DATA BLOCK:
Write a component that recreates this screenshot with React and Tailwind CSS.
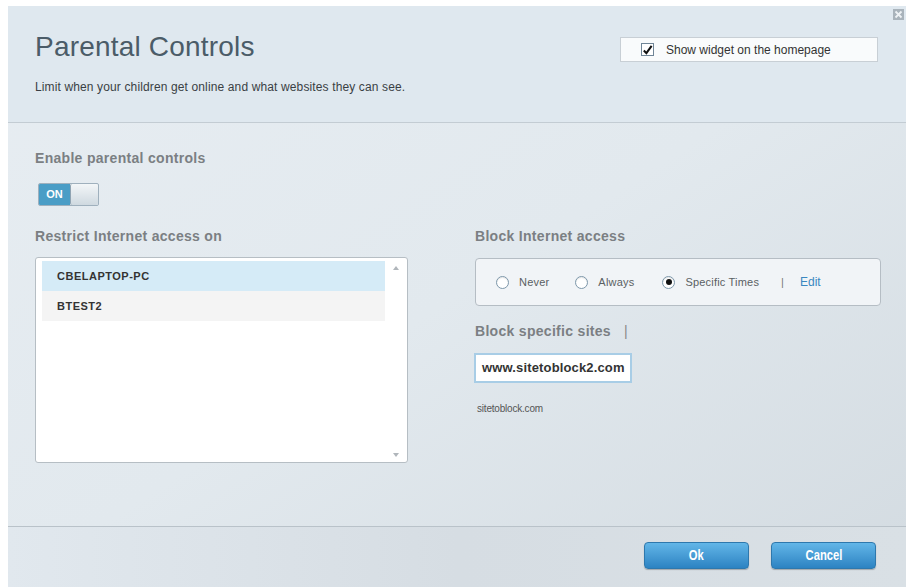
import React from "react";

const font = { fontFamily: '"Liberation Sans", Arial, sans-serif' };

function Radio({ label, checked }) {
    return (
        <label className="flex items-center">
            <span className="w-[13px] h-[13px] rounded-full border border-[#7d97aa] bg-white flex items-center justify-center shadow-[inset_0_1px_1px_rgba(0,0,0,0.1)]">
                {checked && <span className="w-[6px] h-[6px] rounded-full bg-[#111]" />}
            </span>
            <span className="ml-[10px] text-[11px] text-[#5a5f63] tracking-[0.2px]">{label}</span>
        </label>
    );
}

function Button({ children }) {
    return (
        <button className="w-[105px] h-[27px] rounded-[4px] border border-[#2e78ad] bg-gradient-to-b from-[#62b6e8] to-[#2c83c2] text-white text-[14px] font-bold shadow-[0_1px_1px_rgba(0,0,0,0.25)]">
            <span className="inline-block scale-x-[0.8]">{children}</span>
        </button>
    );
}

function Heading({ children, className = "" }) {
    return <h2 className={"text-[14px] leading-[16px] font-bold text-[#7b7f83] tracking-[0.3px] " + className}>{children}</h2>;
}

export default function App() {
    return (
        <div className="w-full h-[587px] bg-white pt-[6px] pl-[8px] pr-[3px] overflow-hidden" style={font}>
            <div className="relative h-full flex flex-col bg-gradient-to-br from-[#e7edf2] via-[#e2e9ee] to-[#d3dbe1]">
                {/* close */}
                <div className="absolute top-[3px] right-[2px] w-[11px] h-[11px] bg-[#a9b3bb] flex items-center justify-center">
                    <svg width="9" height="9" viewBox="0 0 9 9">
                        <path d="M1.5 1.5 L7.5 7.5 M7.5 1.5 L1.5 7.5" stroke="#eef2f5" strokeWidth="1.8" />
                    </svg>
                </div>

                {/* header */}
                <div className="h-[117px] shrink-0 bg-[#dfe8ef] border-b border-[#c3ccd3] flex justify-between pl-[27px] pr-[28px]">
                    <div className="pt-[25px]">
                        <h1 className="text-[28px] leading-[32px] font-light text-[#4b5c68] tracking-[0.2px]">Parental Controls</h1>
                        <p className="mt-[15px] text-[12px] text-[#3a3f44] tracking-[0.13px]">Limit when your children get online and what websites they can see.</p>
                    </div>
                    <div className="pt-[31px]">
                        <div className="w-[258px] h-[25px] border border-[#c8cfd5] bg-[#f9fbfc] flex items-center pl-[20px]">
                            <span className="w-[13px] h-[13px] border border-[#6f8597] bg-white flex items-center justify-center">
                                <svg width="12" height="12" viewBox="0 0 12 12">
                                    <path d="M2 6.5 L4.8 9.5 L10.5 1.5" fill="none" stroke="#111" strokeWidth="2.2" />
                                </svg>
                            </span>
                            <span className="ml-[12px] text-[12px] text-[#333]">Show widget on the homepage</span>
                        </div>
                    </div>
                </div>

                {/* body */}
                <div className="flex-1 pl-[27px] pt-[27px] border-b border-[#b9c2c9]">
                    <Heading>Enable parental controls</Heading>
                    <div className="mt-[17px] ml-[3px] flex w-[61px] h-[23px] rounded-[2px] overflow-hidden border border-[#9fb0bd]">
                        <div className="w-[31px] bg-[#4a9dc6] flex items-center justify-center text-white text-[11px] font-bold">ON</div>
                        <div className="flex-1 bg-gradient-to-b from-[#f3f6f8] to-[#cfd9e0] border-l border-[#8fa3b2] rounded-[2px]" />
                    </div>

                    <div className="mt-[22px] flex">
                        <div className="w-[373px]">
                            <Heading>Restrict Internet access on</Heading>
                            <div className="mt-[13px] h-[206px] bg-white border border-[#b6bec4] rounded-[3px] flex pt-[3px] pl-[6px]">
                                <div className="w-[343px]">
                                    <div className="h-[30px] bg-[#d5ebf7] flex items-center pl-[15px] text-[11px] font-bold text-[#333] tracking-[0.5px]">CBELAPTOP-PC</div>
                                    <div className="h-[30px] bg-[#f4f4f4] flex items-center pl-[15px] text-[11px] font-bold text-[#333] tracking-[0.5px]">BTEST2</div>
                                </div>
                                <div className="flex-1 flex flex-col items-center justify-between py-[5px]">
                                    <svg width="6" height="4" viewBox="0 0 6 4"><path d="M0 4 L3 0 L6 4 Z" fill="#b0b6bb" /></svg>
                                    <svg width="6" height="4" viewBox="0 0 6 4"><path d="M0 0 L3 4 L6 0 Z" fill="#b0b6bb" /></svg>
                                </div>
                            </div>
                        </div>

                        <div className="ml-[67px] w-[406px]">
                            <Heading>Block Internet access</Heading>
                            <div className="mt-[14px] h-[48px] rounded-[4px] border border-[#b5bdc4] bg-[#f1f4f7] flex items-center pl-[20px]">
                                <Radio label="Never" />
                                <span className="ml-[26px]"><Radio label="Always" /></span>
                                <span className="ml-[28px]"><Radio label="Specific Times" checked /></span>
                                <span className="ml-[22px] text-[11px] text-[#777]">|</span>
                                <span className="ml-[16px] text-[12px] text-[#3a87c0]">Edit</span>
                            </div>
                            <Heading className="mt-[17px]">
                                Block specific sites<span className="ml-[13px] font-normal text-[#888]">|</span>
                            </Heading>
                            <div className="mt-[14px] -ml-[1px] w-[158px] h-[30px] border-2 border-[#a8cde6] bg-white flex items-center pl-[6px] text-[13px] font-bold text-[#333] tracking-[0.15px]">
                                www.sitetoblock2.com
                            </div>
                            <p className="mt-[18px] ml-[2px] text-[10px] text-[#555] tracking-[-0.2px]">sitetoblock.com</p>
                        </div>
                    </div>
                </div>

                {/* footer */}
                <div className="h-[60px] shrink-0 flex justify-end items-start pt-[15px] pr-[30px] gap-[22px] bg-gradient-to-r from-[#e1e8ee] via-[#d6dde3] to-[#d9e0e5]">
                    <Button>Ok</Button>
                    <Button>Cancel</Button>
                </div>
            </div>
        </div>
    );
}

TASK TO COMPLETE:
List the lines of the material in which the word "React" occurs.

OUTPUT FOR THIS EXERCISE:
Write a component that recreates this screenshot with React and Tailwind CSS.
import React from "react";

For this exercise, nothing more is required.